In Powell's mise-en-scene (as in the libretto by Bela Balazs, a pioneer film theorist) Count Bluebeard is not a sneering fairytale villain. He's a man of refined taste, whose sheer aesthetic adoration of his brides compels him to kill - to reduce the women he loves to lifeless statues. He's in a direct line of descent from Conrad Veidt as the evil magician in Thief of Baghdad, Anton Walbrook as the demonic ballet impresario in The Red Shoes and, indeed, Karl Bohm as the homicidal photographer in Peeping Tom.
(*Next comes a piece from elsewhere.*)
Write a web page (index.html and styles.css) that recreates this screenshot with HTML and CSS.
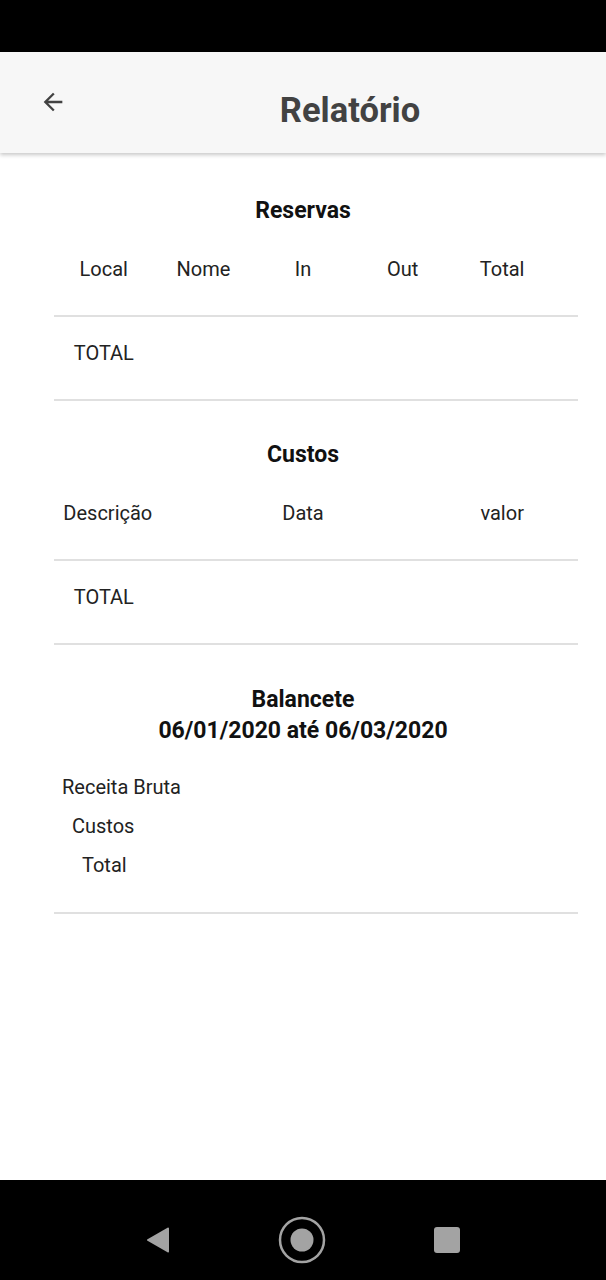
FILE: index.html
```html
<!DOCTYPE html>
<html lang="pt">
<head>
<meta charset="utf-8">
<link rel="stylesheet" href="styles.css">
</head>
<body>
<div class="screen">
  <div class="statusbar"></div>
  <header class="appbar">
    <svg class="back" width="28" height="28" viewBox="0 0 24 24"><path d="M20 11H7.83l5.59-5.59L12 4l-8 8 8 8 1.41-1.41L7.83 13H20v-2z" fill="#424242"/></svg>
    <h1 class="title">Relatório</h1>
  </header>
  <main class="content">
    <section class="section">
      <h2 class="sec-title first">Reservas</h2>
      <div class="grid head">
        <span>Local</span><span>Nome</span><span>In</span><span>Out</span><span>Total</span>
      </div>
      <div class="divider"></div>
      <div class="grid total">
        <span>TOTAL</span>
      </div>
      <div class="divider"></div>
    </section>
    <section class="section">
      <h2 class="sec-title">Custos</h2>
      <div class="grid head">
        <span class="desc">Descrição</span><span class="c3">Data</span><span class="c5">valor</span>
      </div>
      <div class="divider"></div>
      <div class="grid total">
        <span>TOTAL</span>
      </div>
      <div class="divider"></div>
    </section>
    <section class="section">
      <h2 class="sec-title two">Balancete<br>06/01/2020 até 06/03/2020</h2>
      <div class="bal">
        <div class="bal-row r1">Receita Bruta</div>
        <div class="bal-row r2">Custos</div>
        <div class="bal-row r3">Total</div>
      </div>
      <div class="divider"></div>
    </section>
  </main>
  <nav class="navbar">
    <svg width="26" height="28" viewBox="0 0 26 28"><path d="M23 2.5 L3 14 L23 25.5 Z" fill="#a3a3a3" stroke="#a3a3a3" stroke-width="2" stroke-linejoin="round"/></svg>
    <svg width="50" height="50" viewBox="0 0 50 50"><circle cx="25" cy="25" r="22" fill="none" stroke="#a3a3a3" stroke-width="2.5"/><circle cx="25" cy="25" r="11.5" fill="#a3a3a3"/></svg>
    <svg width="28" height="28" viewBox="0 0 28 28"><rect x="1" y="1" width="26" height="26" rx="3" fill="#a3a3a3"/></svg>
  </nav>
</div>
</body>
</html>
```

FILE: styles.css
```css
* { box-sizing: border-box; }
html, body { margin: 0; padding: 0; }
body {
  font-family: Roboto, "Liberation Sans", Arial, sans-serif;
  background: #fff;
  color: #212121;
}
.screen {
  width: 606px;
  height: 1280px;
  display: flex;
  flex-direction: column;
  overflow: hidden;
}
.statusbar {
  height: 52px;
  background: #000;
  flex: none;
}
.appbar {
  height: 101px;
  flex: none;
  background: #f7f7f7;
  box-shadow: 0 2px 4px rgba(0,0,0,0.22);
  display: flex;
  align-items: center;
  position: relative;
  z-index: 1;
}
.back {
  position: absolute;
  left: 39px;
  top: 36px;
}
.title {
  margin: 0;
  width: 100%;
  text-align: center;
  padding-left: 94px;
  font-size: 34.5px;
  font-weight: 700;
  color: #424242;
  line-height: 1;
  padding-top: 16px;
}
.content {
  flex: 1;
  padding: 0 28px 0 54px;
}
.section {
  display: flex;
  flex-direction: column;
}
.sec-title {
  margin: 0;
  width: 498px;
  text-align: center;
  font-size: 23px;
  font-weight: 700;
  color: #111;
  line-height: 30px;
  padding-top: 39px;
  padding-bottom: 12px;
}
.sec-title.first { padding-top: 43px; }
.sec-title.two { line-height: 31px; padding-top: 39px; padding-bottom: 29px; }
.grid {
  display: grid;
  grid-template-columns: repeat(5, 99.6px);
  font-size: 20px;
  line-height: 24px;
  color: #222;
}
.grid span { text-align: center; white-space: nowrap; }
.grid.head { padding-top: 19px; padding-bottom: 34px; }
.grid.total { padding-top: 24px; padding-bottom: 34px; }
.desc { position: relative; left: 4px; }
.c3 { grid-column: 3; }
.c5 { grid-column: 5; }
.divider {
  height: 2px;
  background: #e0e0e0;
  width: 524px;
}
.bal {
  display: flex;
  flex-direction: column;
  gap: 15px;
  font-size: 20px;
  line-height: 24px;
  color: #222;
  padding-bottom: 35px;
}
.r1 { padding-left: 8px; }
.r2 { padding-left: 18px; }
.r3 { padding-left: 28px; }
.navbar {
  height: 100px;
  flex: none;
  background: #000;
  display: flex;
  align-items: center;
  justify-content: space-between;
  padding: 20px 145px 0 145px;
}
```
Unlike the women in those earlier films, Bluebeard's new wife Judith is no hapless victim - flailing about like a butterfly stuck through with a pin. She is, rather, a strong-willed and ruthless manipulator of her crazed husband. One by one, she wheedles out of him the keys to his seven secret chambers. In a horrifying way, she colludes in her own demise.
This tormented couple are the only live beings onscreen, yet the sets and costumes seem to writhe with a life all their own. A hall of Expressionist sculptures loom like twisted, frozen gargoyles. A jungle of artificial flowers sheds it radiant petals, as Bluebeard and his bride make love on a vast purple bed. Given this film's intimate scale, designer/painter Hein Heckroth outdoes even his own work on Powell's 1951 opera epic Tales of Hoffmann.
Best of all, Bluebeard's Castle passes the test of any truly great opera production - making us listen raptly to music we might not otherwise care for. I've never been a Bartok fan, but his score won me over because every note was matched so perfectly by the images and the drama onscreen.
Not only does this hour-long tour de force point back to Powell's great work of the 40s and 50s. It also looks forward to some of my favourite films in later decades, notably Carmelo Bene's Salome and Matthew Barney's Cremaster 5. What more could an obsessive film and opera buff ever want?